Masculinity, at a societal level, is on the verge of extinction because it's tied to gender, but as the Guardian article points out, its not a social construct like gender, that people seem to want to break free from these days. Masculinity is a product of biology not culture.

This leads me onto my next book, The Demise of Men. The Y chromosome is actually disappearing. The Y chromosome may be a symbol of masculinity, but it is becoming increasingly clear that it is anything but strong and enduring. Although it carries the "master switch" gene called SRY. (The SRY gene provides instructions for making a protein called the sex-determining region Y protein. This protein is involved in male-typical sex development). It determines whether an embryo will develop as male (XY) or female (XX), it contains very few other genes and is the only chromosome not necessary for life. Women, after all, manage just fine without one!

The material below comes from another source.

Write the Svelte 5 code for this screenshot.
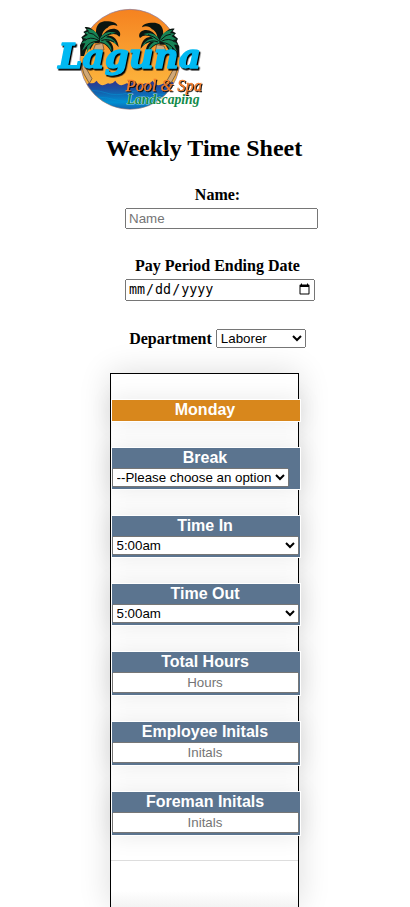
<script>
  const departments = ['Laborer', 'Foreman', 'Office'];
  const times = ['5:00am', '5:30am', '6:00am', '6:30am', '7:00am'];
  const rows = [
    { id: 'break', label: 'Break', kind: 'select', fit: true, options: ['--Please choose an option', 'Yes', 'No'] },
    { id: 'time-in', label: 'Time In', kind: 'select', options: times },
    { id: 'time-out', label: 'Time Out', kind: 'select', options: times },
    { id: 'hours', label: 'Total Hours', kind: 'input', placeholder: 'Hours' },
    { id: 'employee', label: 'Employee Initals', kind: 'input', placeholder: 'Initals' },
    { id: 'foreman', label: 'Foreman Initals', kind: 'input', placeholder: 'Initals' }
  ];
</script>

{#snippet palm()}
  <path class="trunk" d="M136 134 L158 130 L162 150 L130 150Z M100 176 L112 174 L108 204 L126 236 L118 250 L102 222 L96 202Z" />
  <path class="frond-dark" d="M144 122 C132 92 138 64 168 64 C188 64 202 70 202 78 C190 72 178 76 172 84 C162 88 156 100 156 108 C166 90 190 78 206 92 C212 98 212 106 208 110 C196 98 184 102 172 108 C188 104 204 118 206 142 C196 128 186 122 176 122 C190 132 194 148 186 162 C176 138 164 130 150 128Z" />
  <path class="frond-dark" d="M146 120 C138 92 120 78 104 82 L110 90 L100 96 L106 102 L94 112 L98 120 L90 136 L92 168 L102 168 L108 150 L116 140 L120 150 L132 130 L150 130Z" />
  <path class="frond" d="M148 118 C144 96 128 86 110 86 L118 94 L104 98 L114 104 L98 114 L110 116 L94 130 L106 130 L96 152 L112 138 L110 160 L124 136 L136 126Z" />
  <path class="frond" d="M150 116 C158 98 176 92 198 98 C186 100 176 104 168 112 C184 112 196 122 200 134 C186 122 176 120 166 122 C180 132 186 144 184 154 C174 134 164 128 150 126Z" />
  <path class="frond-line" d="M146 116 Q130 98 114 98 M144 120 Q120 108 104 122 M142 124 Q120 124 106 144 M152 118 Q164 106 184 100 M154 122 Q172 114 192 126" />
{/snippet}

<main>
  <svg class="logo" viewBox="18 24 450 306" role="img" aria-label="Laguna Pool &amp; Spa Landscaping">
    <defs>
      <linearGradient id="sky" x1="0" y1="0" x2="0" y2="1">
        <stop offset="0" stop-color="#f58220" />
        <stop offset="0.8" stop-color="#fdb73e" />
      </linearGradient>
      <linearGradient id="sea" x1="0" y1="0" x2="0" y2="1">
        <stop offset="0" stop-color="#34358c" />
        <stop offset="0.25" stop-color="#1b4fa0" />
        <stop offset="0.7" stop-color="#0090d2" />
        <stop offset="1" stop-color="#1c4fa0" />
      </linearGradient>
      <clipPath id="disc"><circle cx="240" cy="178" r="149" /></clipPath>
    </defs>
    <circle cx="240" cy="178" r="150" fill="url(#sky)" stroke="#8275a0" stroke-width="2" />
    <g clip-path="url(#disc)">
      <path fill="url(#sea)" d="M85 248 Q100 262 118 248 Q130 254 140 242 Q152 264 174 250 Q186 254 196 242 Q208 264 230 250 Q242 254 252 242 Q264 264 286 250 Q298 254 308 242 Q320 264 342 250 Q354 254 364 242 Q376 258 395 246 V335 H85Z" />
      <path fill="none" stroke="#00a0dc" stroke-width="3" d="M98 278 Q132 266 166 278 T236 278 T306 278 T390 276 M110 298 Q150 286 190 298 T270 298 T366 298" opacity="0.4" />
    </g>
    {@render palm()}
    <g transform="translate(478 4) scale(-1 1)">{@render palm()}</g>
    <g class="laguna"><text x="25" y="204">Laguna</text></g>
    <g class="pool"><text x="227" y="272">Pool &amp; Spa</text></g>
    <text class="landscaping" x="230" y="311">Landscaping</text>
  </svg>

  <h2>Weekly Time Sheet</h2>

  <div class="fields">
    <div class="field">
      <label for="name">Name:</label>
      <input id="name" class="name" type="text" placeholder="Name" />
    </div>
    <div class="field">
      <label for="period">Pay Period Ending Date</label>
      <input id="period" class="date" type="date" />
    </div>
    <div class="department">
      <label for="department">Department</label>
      <select id="department">
        {#each departments as name}<option>{name}</option>{/each}
      </select>
    </div>
  </div>

  <section class="sheet">
    <div class="day">
      <h3 class="cell heading">Monday</h3>
      {#each rows as row}
        <div class="cell">
          <label for={row.id}>{row.label}</label>
          {#if row.kind === 'select'}
            <select id={row.id} class:fit={row.fit}>
              {#each row.options as option}<option>{option}</option>{/each}
            </select>
          {:else}
            <input id={row.id} type="text" placeholder={row.placeholder} />
          {/if}
        </div>
      {/each}
    </div>
  </section>
</main>

<style>
  :global(body) {
    margin: 0;
    background: #fff;
  }
  main {
    box-sizing: border-box;
    min-height: 100vh;
    padding: 8px 10px 0 8px;
    display: flex;
    flex-direction: column;
    font-family: "Liberation Serif", serif;
    font-size: 16px;
    color: #000;
  }
  .logo {
    width: 150px;
    height: 102px;
    margin-left: 48px;
    flex: none;
    overflow: visible;
  }
  .trunk { fill: #cfa878; stroke: #54402c; stroke-width: 2; }
  .frond-dark { fill: #0b1510; }
  .frond { fill: #178456; }
  .frond-line { fill: none; stroke: #0b1510; stroke-width: 3; }
  .laguna {
    font: italic bold 103px "DejaVu Serif", serif;
    fill: #00b9f2;
    stroke: #00b9f2;
    stroke-width: 4;
    stroke-linejoin: round;
    filter: drop-shadow(4px 5px 0 #000);
  }
  .pool {
    font: italic 49px "Liberation Serif", serif;
    fill: #f47b29;
    stroke: #f47b29;
    filter: drop-shadow(3px 3px 0 #111);
  }
  .landscaping {
    font: italic bold 41px "Liberation Serif", serif;
    fill: #128a49;
    stroke: #fff;
    stroke-width: 2;
    paint-order: stroke;
  }
  h2 {
    margin: 24px 0;
    font-size: 24px;
    line-height: 28px;
    text-align: center;
  }
  .fields {
    width: 185px;
    padding-left: 27px;
    margin: 0 auto;
    font-weight: bold;
  }
  .field {
    display: flex;
    flex-direction: column;
    align-items: flex-start;
    gap: 4px;
    margin-bottom: 28px;
  }
  .field label {
    width: 100%;
    line-height: 18px;
    text-align: center;
  }
  input, select {
    box-sizing: border-box;
    margin: 0;
    font-family: "Liberation Sans", Arial, sans-serif;
  }
  .name { width: 193px; height: 21px; }
  .date {
    width: 190px;
    height: 22px;
    font-family: monospace;
  }
  .department {
    display: flex;
    align-items: center;
    justify-content: center;
    gap: 4px;
    line-height: 18px;
    white-space: nowrap;
  }
  .department select { width: 90px; height: 19px; }
  .sheet {
    box-sizing: border-box;
    flex: 1;
    width: 189px;
    margin: 25px auto 0;
    padding-top: 25px;
    border: 1px solid #000;
    border-bottom: 0;
    box-shadow: 0 0 30px rgba(0, 0, 0, 0.14);
    background: linear-gradient(to top, #f3f3f3, #fff 16px);
  }
  .day {
    display: flex;
    flex-direction: column;
    gap: 25px;
    padding-bottom: 24px;
    border-bottom: 1px solid #ddd;
  }
  .cell {
    width: 187px;
    margin: 0;
    padding: 0 1px 2px 0;
    border: 1px solid #fff;
    background: #5b748f;
    box-shadow: 0 0 25px rgba(0, 0, 0, 0.09);
    color: #fff;
    font: bold 16px/20px "Liberation Sans", Arial, sans-serif;
    text-align: center;
  }
  .heading {
    padding-bottom: 1px;
    background: #d8871c;
  }
  .cell label, .cell select, .cell input { display: block; }
  .cell select, .cell input { width: 100%; }
  .cell select { height: 19px; }
  .cell input { height: 21px; text-align: center; }
  .cell .fit { width: 177px; }
</style>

The Y chromosome has degenerated rapidly, leaving females with two perfectly normal X chromosomes, but males with an X and a rapidly shrinking Y.

If the same rate of degeneration continues, the Y chromosome has just a few million years before it disappears completely.

This leads me onto the third book, Future Humans: Inside the Science of Our Continuing Evolution. But this is getting way ahead of the current issues.

Men are not men anymore. Men don't seem to be allowed to be men anymore. If we try to be masculine, we are scolded for being misogynistic. But then when things go wrong and that need for masculinity is found to be the cause of a societal failure we are told were are not man enough!

Ultimately. Our existence isn't going to get any easier.
 
What attracts me to men (obviously my partner) is masculine traits. I like his stereotypical male characteristics. Obviously sometimes they annoy me, like when he tries to solve my emotional rants, but we need to male/female contrasts. But I love his protective instincts and doing boring jobs men seem to enjoy 😉
I pity future women losing good men.
 
In the future, it will be women trying to solve men's emotional rants, as they won't know what they are anymore. But women will still be women with two XX chromosomes.